La Camera dei Deputati uruguaiana ha compiuto un passo da gigante nel dibattito sulla morte dignitosa approvando in via preliminare un disegno di legge che autorizza l'eutanasia. Con 64 voti favorevoli e 29 contrari, l'iniziativa passa ora al Senato, generando enormi aspettative in una società che discute la questione da anni. Questo traguardo legislativo è particolarmente emozionante per persone come Beatriz Gelós, un'insegnante di spagnolo in pensione di 65 anni affetta da sclerosi laterale amiotrofica (SLA). Per lei, la notizia è un "enorme sollievo" e la possibilità di poter decidere autonomamente della propria fine.
A Gelós è stata diagnosticata la SLA nel 2008 e da allora la sua vita, fatta di sport ed energia, è andata lentamente in pezzi. Con un progressivo declino che l'ha resa incapace di muoversi, di lavarsi o persino di grattarsi, le sue notti sono diventate un vero inferno. "Le lenzuola bruciano", diceva con difficoltà. Nonostante la prognosi fatale che le è stata data nel 2010, è ancora qui, ma con una qualità della vita sempre più scarsa. I progressi della legge sono la luce alla fine del tunnel che ha atteso così a lungo.
Il disegno di legge, che potrebbe rendere l'Uruguay il secondo Paese latinoamericano, dopo la Colombia, a legalizzare l'eutanasia, stabilisce che qualsiasi adulto con piena capacità mentale può richiederla se soffre di una malattia incurabile e irreversibile, si trova in fase terminale o sta vivendo "sofferenze insopportabili con un grave deterioramento della qualità della vita". La volontà del paziente può essere revocata in qualsiasi momento.
Durante il dibattito durato 14 ore, la discussione è stata accesa. Il deputato Federico Preve, del partito al governo Frente Amplio, tornato al potere nel 2025, ha sostenuto che la legge parla di "amore, umanità ed empatia". Ha anche affermato che l'approvazione finale avrebbe reso l'Uruguay un "punto di riferimento per i diritti" nella regione.
D'altro canto, si sono levate forti voci di opposizione.
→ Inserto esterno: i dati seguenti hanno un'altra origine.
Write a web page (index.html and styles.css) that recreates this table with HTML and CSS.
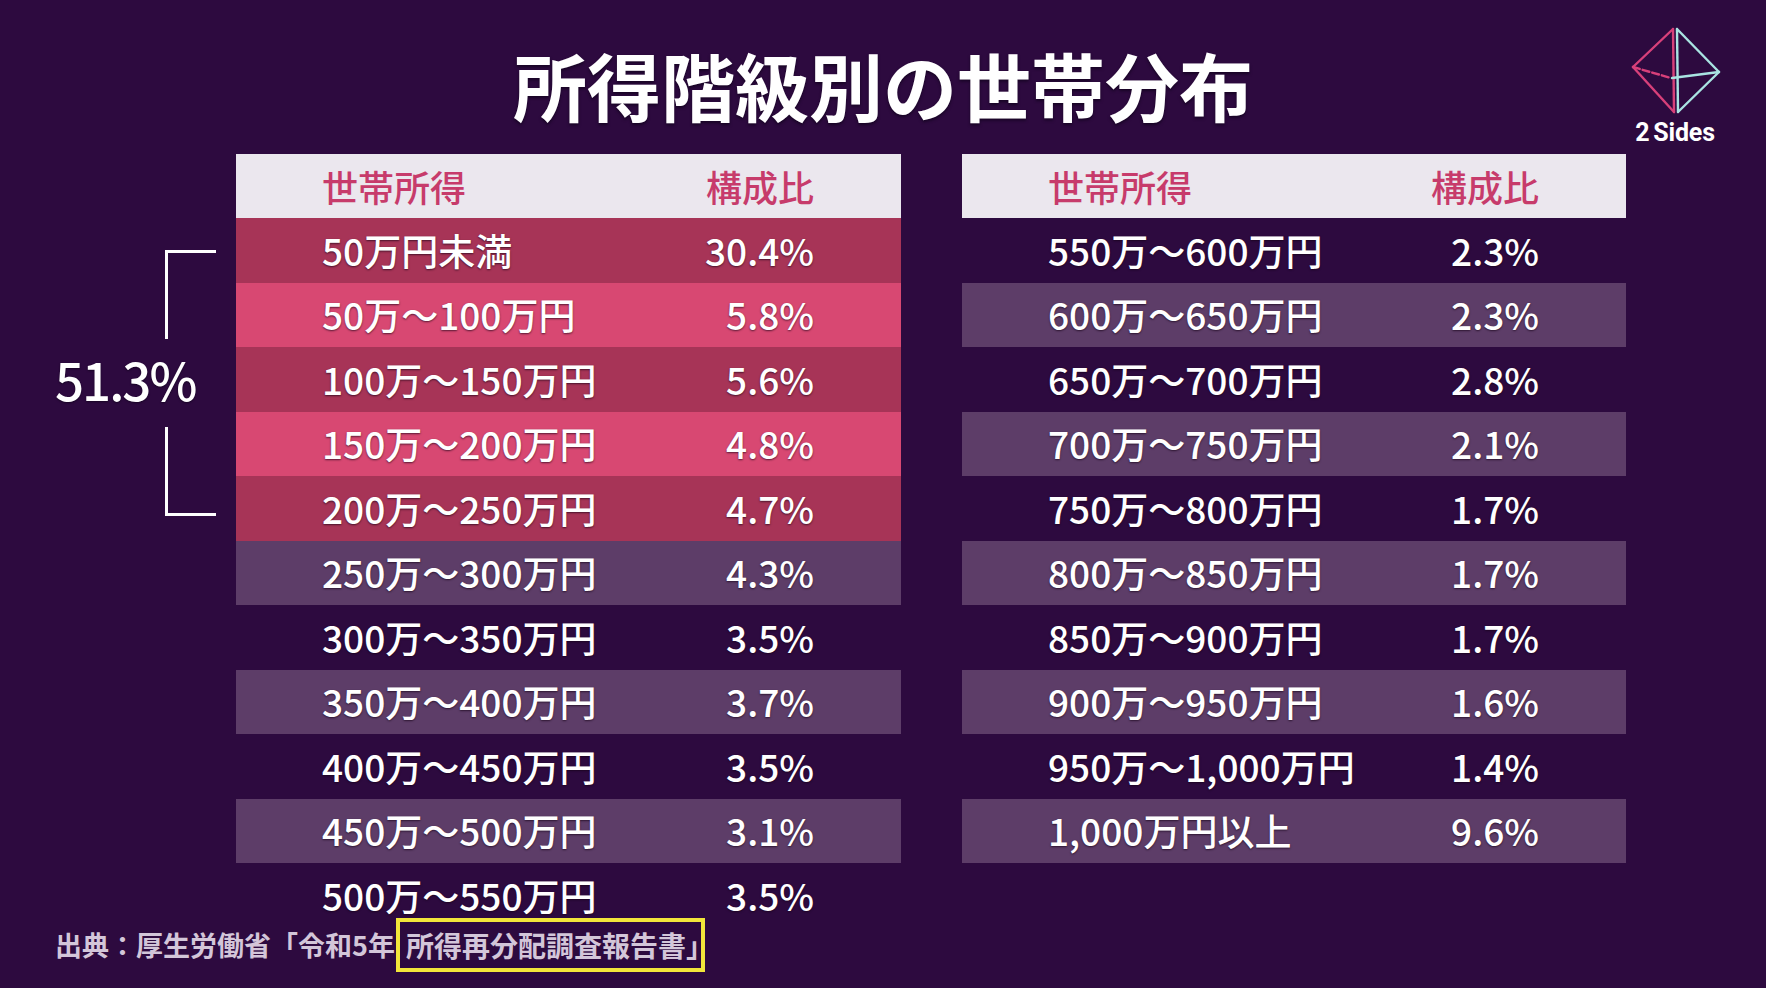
FILE: index.html
```html
<!DOCTYPE html>
<html lang="ja">
<head>
<meta charset="utf-8">
<title>所得階級別の世帯分布</title>
<link rel="stylesheet" href="styles.css">
</head>
<body>
<div class="page">
  <header class="header">
    <h1 class="title">所得階級別の世帯分布</h1>
    <div class="logo">
      <svg class="logo-mark" width="110" height="100" viewBox="0 0 110 100">
        <g fill="none" stroke-linejoin="round" stroke-linecap="round">
          <g stroke="#d8407a" stroke-width="2.4">
            <line x1="53" y1="10" x2="13" y2="48"/>
            <line x1="13" y1="48" x2="54" y2="93"/>
            <line x1="53" y1="10" x2="54" y2="93"/>
            <line x1="13" y1="48" x2="51" y2="59" stroke-dasharray="7 3"/>
          </g>
          <g stroke="#a9e4e2" stroke-width="2.4">
            <line x1="57" y1="10" x2="99" y2="53"/>
            <line x1="99" y1="53" x2="58" y2="93"/>
            <line x1="57" y1="10" x2="58" y2="93"/>
            <line x1="52" y1="59" x2="99" y2="53"/>
          </g>
        </g>
      </svg>
      <div class="logo-text">2<span class="sp"></span>Sides</div>
    </div>
  </header>

  <main class="main">
    <div class="annot">
      <div class="brace">
        <div class="brace-top"></div>
        <div class="brace-label">51.3%</div>
        <div class="brace-bot"></div>
      </div>
    </div>

    <section class="table">
      <div class="row head"><span>世帯所得</span><span>構成比</span></div>
      <div class="row rose"><span>50万円未満</span><span>30.4%</span></div>
      <div class="row pink"><span>50万～100万円</span><span>5.8%</span></div>
      <div class="row rose"><span>100万～150万円</span><span>5.6%</span></div>
      <div class="row pink"><span>150万～200万円</span><span>4.8%</span></div>
      <div class="row rose"><span>200万～250万円</span><span>4.7%</span></div>
      <div class="row stripe"><span>250万～300万円</span><span>4.3%</span></div>
      <div class="row"><span>300万～350万円</span><span>3.5%</span></div>
      <div class="row stripe"><span>350万～400万円</span><span>3.7%</span></div>
      <div class="row"><span>400万～450万円</span><span>3.5%</span></div>
      <div class="row stripe"><span>450万～500万円</span><span>3.1%</span></div>
      <div class="row"><span>500万～550万円</span><span>3.5%</span></div>
    </section>

    <section class="table right">
      <div class="row head"><span>世帯所得</span><span>構成比</span></div>
      <div class="row"><span>550万～600万円</span><span>2.3%</span></div>
      <div class="row stripe"><span>600万～650万円</span><span>2.3%</span></div>
      <div class="row"><span>650万～700万円</span><span>2.8%</span></div>
      <div class="row stripe"><span>700万～750万円</span><span>2.1%</span></div>
      <div class="row"><span>750万～800万円</span><span>1.7%</span></div>
      <div class="row stripe"><span>800万～850万円</span><span>1.7%</span></div>
      <div class="row"><span>850万～900万円</span><span>1.7%</span></div>
      <div class="row stripe"><span>900万～950万円</span><span>1.6%</span></div>
      <div class="row"><span>950万～1,000万円</span><span>1.4%</span></div>
      <div class="row stripe"><span>1,000万円以上</span><span>9.6%</span></div>
    </section>
  </main>

  <footer class="footer">
    <span class="src">出典：厚生労働省「令和5年</span><span class="hl">所得再分配調査報告書<span class="close">」</span></span>
  </footer>
</div>
</body>
</html>
```

FILE: styles.css
```css
html, body {
  margin: 0;
  padding: 0;
}

body {
  background: #2d0a3f;
  width: 1766px;
  height: 988px;
  overflow: hidden;
  font-family: "Noto Sans CJK JP", "Noto Sans", sans-serif;
  color: #ffffff;
}

.page {
  position: relative;
  width: 1766px;
  height: 988px;
}

.header {
  height: 154px;
  display: flex;
  justify-content: center;
  align-items: flex-start;
}

.title {
  margin: 0;
  padding-top: 47px;
  font-size: 74px;
  line-height: 1;
  font-weight: 700;
  letter-spacing: 0;
  color: #ffffff;
  text-shadow: 0 2px 3px rgba(10, 0, 20, 0.6);
}

.logo {
  position: absolute;
  left: 1620px;
  top: 19px;
  width: 110px;
  display: flex;
  flex-direction: column;
  align-items: center;
}

.logo-mark {
  display: block;
}

.logo-text {
  margin-top: 1px;
  font-family: "Roboto", "Liberation Sans", sans-serif;
  font-weight: 700;
  font-size: 25px;
  line-height: 26px;
  color: #ffffff;
  letter-spacing: -0.2px;
}

.logo-text .sp {
  display: inline-block;
  width: 4px;
}

.main {
  display: flex;
  align-items: flex-start;
}

.annot {
  width: 236px;
  flex: none;
}

.brace {
  margin-top: 96px;
  display: flex;
  flex-direction: column;
}

.brace-top {
  margin-left: 165px;
  width: 48px;
  height: 86px;
  border-top: 3px solid #ffffff;
  border-left: 3px solid #ffffff;
}

.brace-label {
  height: 88px;
  line-height: 80px;
  margin-left: 55px;
  font-size: 51px;
  font-weight: 500;
  letter-spacing: -2px;
  text-shadow: 0 1px 2px rgba(10, 0, 20, 0.6);
}

.brace-bot {
  margin-left: 165px;
  width: 48px;
  height: 86px;
  border-bottom: 3px solid #ffffff;
  border-left: 3px solid #ffffff;
}

.table {
  width: 665px;
  flex: none;
  display: flex;
  flex-direction: column;
}

.table.right {
  width: 664px;
  margin-left: 61px;
}

.row {
  height: 64.5px;
  display: flex;
  align-items: center;
  justify-content: space-between;
  padding: 0 87px 0 86px;
  font-size: 37px;
  font-weight: 500;
  line-height: 1;
  color: #ffffff;
  text-shadow: 0 1px 2px rgba(20, 0, 20, 0.65);
  white-space: nowrap;
}

.row.head {
  height: 64px;
  background: #ebe7ee;
  color: #c73b6b;
  font-size: 36px;
  text-shadow: none;
}

.row.rose {
  background: #a73457;
}

.row.pink {
  background: #d84872;
}

.row.stripe {
  background: #5d3d68;
}

.footer {
  margin-top: -10px;
  padding-left: 55px;
  display: flex;
  align-items: center;
  font-size: 27px;
  font-weight: 700;
  color: #d3c6d9;
  line-height: 1;
}

.hl {
  display: inline-flex;
  align-items: center;
  height: 46px;
  padding: 0 0 0 6px;
  margin-left: 1px;
  border: 4px solid #f2e63a;
  font-size: 28px;
  color: #d3c6d9;
}

.hl .close {
  margin-right: -13px;
}
```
Il rappresentante del Partito Nazionale, Luis Satdijan, ha messo in dubbio se la società debba offrire "la morte come risposta alla sofferenza". Sulla stessa linea, Andrés Grezzi ha sostenuto che quando lo Stato convalida l'idea che alcune vite abbiano meno valore, "cessa di essere un garante incondizionato di cure".
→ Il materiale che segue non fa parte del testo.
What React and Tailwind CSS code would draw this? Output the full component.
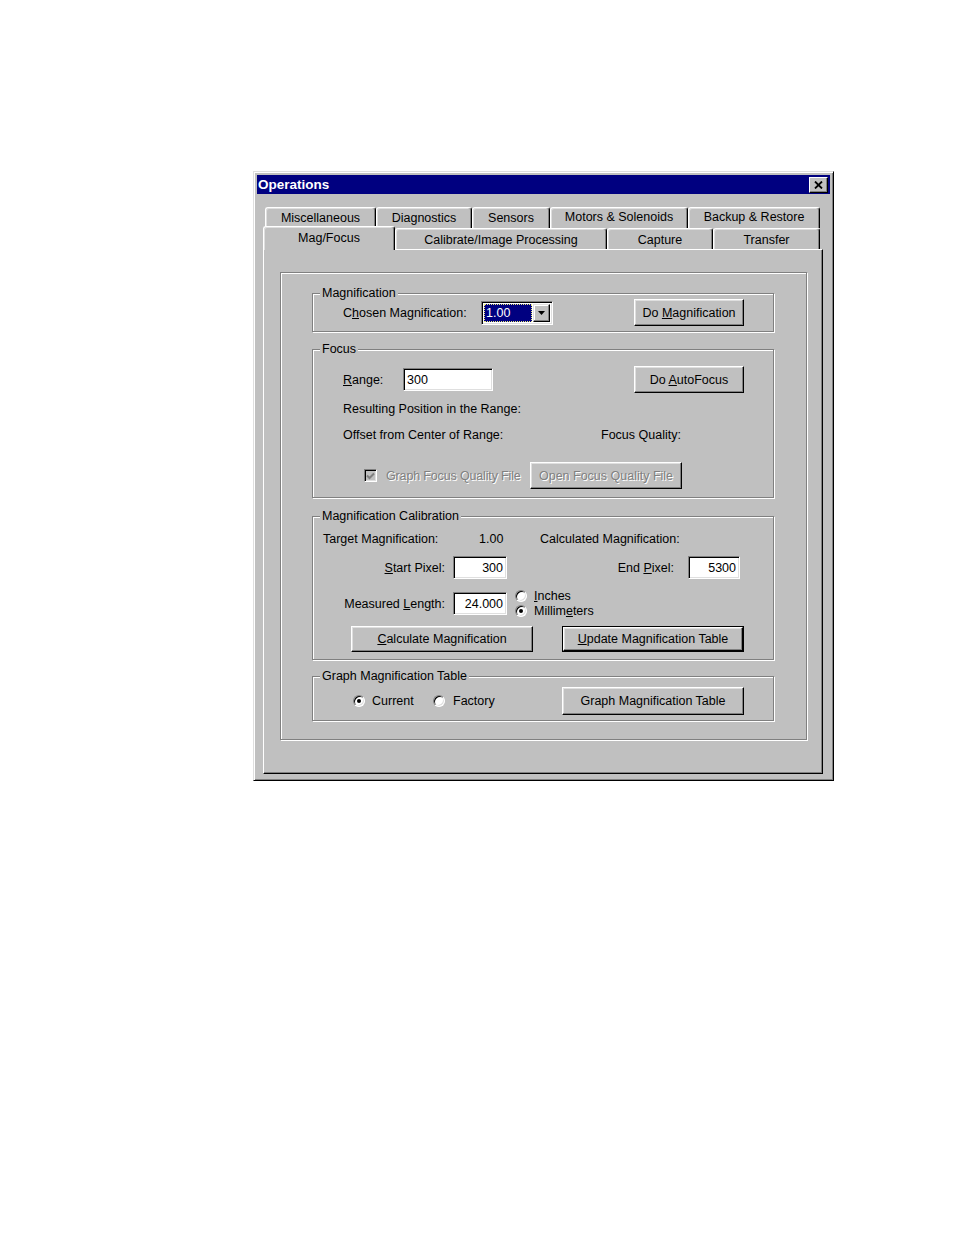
import React from 'react';

const Btn = ({ children, className = '', disabled = false }) => (
  <div
    className={`flex items-center justify-center bg-[#c0c0c0] border border-t-white border-l-white border-r-black border-b-black shadow-[inset_-1px_-1px_0_#808080,inset_1px_1px_0_#dfdfdf] ${
      disabled ? 'text-[#808080] [text-shadow:1px_1px_0_#fff]' : ''
    } ${className}`}
  >
    <span>{children}</span>
  </div>
);

const Field = ({ children, className = '' }) => (
  <div
    className={`flex items-center bg-white border border-t-[#808080] border-l-[#808080] border-r-white border-b-white shadow-[inset_1px_1px_0_#000,inset_-1px_-1px_0_#dfdfdf] px-[3px] ${className}`}
  >
    {children}
  </div>
);

const Radio = ({ checked }) => (
  <span className="flex items-center justify-center w-[12px] h-[12px] shrink-0 rounded-full bg-white border border-t-[#808080] border-l-[#808080] border-r-white border-b-white shadow-[inset_1px_1px_0_#000,inset_-1px_-1px_0_#dfdfdf]">
    {checked && <span className="w-[4px] h-[4px] rounded-full bg-black" />}
  </span>
);

const Group = ({ title, className = '', children }) => (
  <div className={`relative border border-[#808080] shadow-[1px_1px_0_#fff,inset_1px_1px_0_#fff] ${className}`}>
    <span className="absolute -top-[9px] left-[7px] px-[2px] bg-[#c0c0c0] leading-[16px]">{title}</span>
    {children}
  </div>
);

const Tab = ({ label, className = '' }) => (
  <div
    className={`flex items-center justify-center h-full border-t border-l border-r border-t-white border-l-white border-r-black rounded-t-[3px] shadow-[inset_-1px_0_0_#808080,inset_1px_1px_0_#dfdfdf] ${className}`}
  >
    {label}
  </div>
);

export default function App() {
  return (
    <div className="min-h-[1235px] bg-white pt-[171px] pl-[253px] font-['Liberation_Sans',Arial,sans-serif] text-[12.5px] leading-[16px] text-black">
      {/* window */}
      <div className="w-[581px] bg-[#c0c0c0] border border-t-[#dfdfdf] border-l-[#dfdfdf] border-r-black border-b-black shadow-[inset_1px_1px_0_#fff,inset_-1px_-1px_0_#808080] p-[3px] pb-[6px]">
        {/* title bar */}
        <div className="flex items-center justify-between h-[19px] bg-[#000080] pl-[1px] pr-[2px]">
          <span className="text-white font-bold text-[13.5px]">Operations</span>
          <div className="flex items-center justify-center w-[19px] h-[16px] bg-[#c0c0c0] border border-t-white border-l-white border-r-black border-b-black shadow-[inset_-1px_-1px_0_#808080]">
            <svg width="9" height="8" viewBox="0 0 9 8">
              <path d="M1 0.5 L8 7.5 M8 0.5 L1 7.5" stroke="#000" strokeWidth="1.8" />
            </svg>
          </div>
        </div>

        {/* tabs */}
        <div className="mt-[13px] ml-[6px] w-[560px]">
          <div className="flex h-[21px] ml-[2px]">
            <Tab label="Miscellaneous" className="w-[111px]" />
            <Tab label="Diagnostics" className="w-[96px]" />
            <Tab label="Sensors" className="w-[78px]" />
            <Tab label="Motors & Solenoids" className="w-[138px] pb-[2px]" />
            <Tab label="Backup & Restore" className="w-[132px] pb-[2px]" />
          </div>
          <div className="flex items-end h-[21px]">
            <div className="relative z-10 w-[132px] h-[24px] -mb-[1px] bg-[#c0c0c0] flex items-center justify-center pb-[2px] border-t border-l border-r border-t-white border-l-white border-r-black rounded-t-[3px] shadow-[inset_-1px_0_0_#808080,inset_1px_1px_0_#dfdfdf]">
              Mag/Focus
            </div>
            <Tab label="Calibrate/Image Processing" className="w-[212px] pt-[2px]" />
            <Tab label="Capture" className="w-[106px] pt-[2px]" />
            <Tab label="Transfer" className="w-[107px] pt-[2px]" />
          </div>

          {/* panel */}
          <div className="h-[525px] border border-t-white border-l-white border-r-black border-b-black shadow-[inset_-1px_-1px_0_#808080] pt-[22px] pl-[16px]">
            <div className="w-[527px] h-[468px] border border-[#808080] shadow-[1px_1px_0_#fff,inset_1px_1px_0_#fff] pt-[20px] pl-[31px]">
              <div className="w-[462px] flex flex-col">
                {/* Magnification */}
                <Group title="Magnification" className="h-[39px] flex items-center pl-[30px] pr-[29px]">
                  <span className="w-[138px]">C<u>h</u>osen Magnification:</span>
                  <div className="flex items-center w-[72px] h-[24px] bg-white border border-t-[#808080] border-l-[#808080] border-r-white border-b-white shadow-[inset_1px_1px_0_#000,inset_-1px_-1px_0_#dfdfdf] p-[2px]">
                    <div className="flex items-center flex-1 h-full bg-[#000080] border border-dotted border-[#e8e878] text-white pl-[1px]">
                      1.00
                    </div>
                    <div className="flex items-center justify-center w-[17px] h-full ml-[1px] bg-[#c0c0c0] border border-t-[#dfdfdf] border-l-[#dfdfdf] border-r-black border-b-black shadow-[inset_-1px_-1px_0_#808080,inset_1px_1px_0_#fff]">
                      <svg width="7" height="4" viewBox="0 0 7 4">
                        <path d="M0 0 H7 L3.5 4 Z" fill="#000" />
                      </svg>
                    </div>
                  </div>
                  <Btn className="ml-auto w-[110px] h-[27px]">
                    Do <u>M</u>agnification
                  </Btn>
                </Group>

                {/* Focus */}
                <Group title="Focus" className="mt-[17px] h-[149px] pt-[16px] pl-[30px] pr-[29px]">
                  <div className="flex items-center h-[27px]">
                    <span className="w-[60px]">
                      <u>R</u>ange:
                    </span>
                    <Field className="w-[90px] h-[23px]">300</Field>
                    <Btn className="ml-auto w-[110px] h-[27px]">
                      Do <u>A</u>utoFocus
                    </Btn>
                  </div>
                  <div className="mt-[8px]">Resulting Position in the Range:</div>
                  <div className="mt-[10px] flex">
                    <span className="w-[258px]">Offset from Center of Range:</span>
                    <span>Focus Quality:</span>
                  </div>
                  <div className="mt-[19px] flex items-center h-[27px]">
                    <span className="ml-[21px] flex items-center justify-center w-[13px] h-[13px] bg-[#c0c0c0] border border-t-[#808080] border-l-[#808080] border-r-white border-b-white shadow-[inset_1px_1px_0_#000,inset_-1px_-1px_0_#dfdfdf]">
                      <svg width="9" height="8" viewBox="0 0 9 8">
                        <path d="M1 3.5 L3.5 6 L8 1.5" stroke="#808080" strokeWidth="2" fill="none" />
                      </svg>
                    </span>
                    <span className="ml-[9px] w-[144px] text-[#808080] [text-shadow:1px_1px_0_#fff] tracking-[-0.15px]">
                      Graph Focus Quality File
                    </span>
                    <Btn disabled className="w-[152px] h-[27px]">
                      Open Focus Quality File
                    </Btn>
                  </div>
                </Group>

                {/* Magnification Calibration */}
                <Group title="Magnification Calibration" className="mt-[18px] h-[144px] pt-[14px]">
                  <div className="flex">
                    <span className="ml-[10px] w-[156px]">Target Magnification:</span>
                    <span className="w-[61px]">1.00</span>
                    <span>Calculated Magnification:</span>
                  </div>
                  <div className="mt-[9px] flex items-center h-[23px]">
                    <span className="w-[132px] text-right">
                      <u>S</u>tart Pixel:
                    </span>
                    <Field className="ml-[8px] w-[54px] h-[23px] justify-end">300</Field>
                    <span className="w-[167px] text-right">
                      End <u>P</u>ixel:
                    </span>
                    <Field className="ml-[14px] w-[52px] h-[23px] justify-end">5300</Field>
                  </div>
                  <div className="mt-[13px] flex items-center h-[23px]">
                    <span className="w-[132px] text-right">
                      Measured <u>L</u>ength:
                    </span>
                    <Field className="ml-[8px] w-[54px] h-[23px] justify-end">24.000</Field>
                    <div className="ml-[8px] flex flex-col">
                      <div className="flex items-center h-[15px]">
                        <Radio />
                        <span className="ml-[7px]">
                          <u>I</u>nches
                        </span>
                      </div>
                      <div className="flex items-center h-[15px]">
                        <Radio checked />
                        <span className="ml-[7px]">
                          Millim<u>e</u>ters
                        </span>
                      </div>
                    </div>
                  </div>
                  <div className="mt-[11px] flex items-center">
                    <Btn className="ml-[38px] w-[182px] h-[26px]">
                      <u>C</u>alculate Magnification
                    </Btn>
                    <div className="ml-[29px] w-[182px] h-[26px] border border-black">
                      <Btn className="w-full h-full">
                        <u>U</u>pdate Magnification Table
                      </Btn>
                    </div>
                  </div>
                </Group>

                {/* Graph Magnification Table */}
                <Group title="Graph Magnification Table" className="mt-[16px] h-[45px] pt-[5px] flex items-center pr-[29px]">
                  <div className="ml-[40px] flex items-center w-[80px]">
                    <Radio checked />
                    <span className="ml-[7px]">Current</span>
                  </div>
                  <div className="flex items-center">
                    <Radio />
                    <span className="ml-[8px]">Factory</span>
                  </div>
                  <Btn className="ml-auto w-[182px] h-[28px]">Graph Magnification Table</Btn>
                </Group>
              </div>
            </div>
          </div>
        </div>
      </div>
    </div>
  );
}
Gelós, che si definisce cattolica ma a volte "non crede in Dio", ha una risposta diretta a coloro che propongono le cure palliative come unica opzione. "Non sanno nulla, non capiscono nulla", ha affermato. Per lei, gli oppositori non hanno idea di cosa significhi vivere giorno per giorno con un dolore così insopportabile. Tra il lavoro legislativo e le divergenze di opinione, la sua lettera, letta in Aula da un deputato, è servita a dare un volto alla realtà di coloro che auspicano questa legge: "La mia vita sarebbe più dignitosa se potessi lavarmi, scrivere a mano, parlare al telefono, grattarmi".
La questione ora spetta al Senato. Mentre la vita di Beatriz Gelós continua a scorrere "molto lentamente", la sua speranza, insieme a quella di altri pazienti, è che la legge venga finalmente approvata. Per lei, a 65 anni, la possibilità di poter decidere è una serenità che vale oro.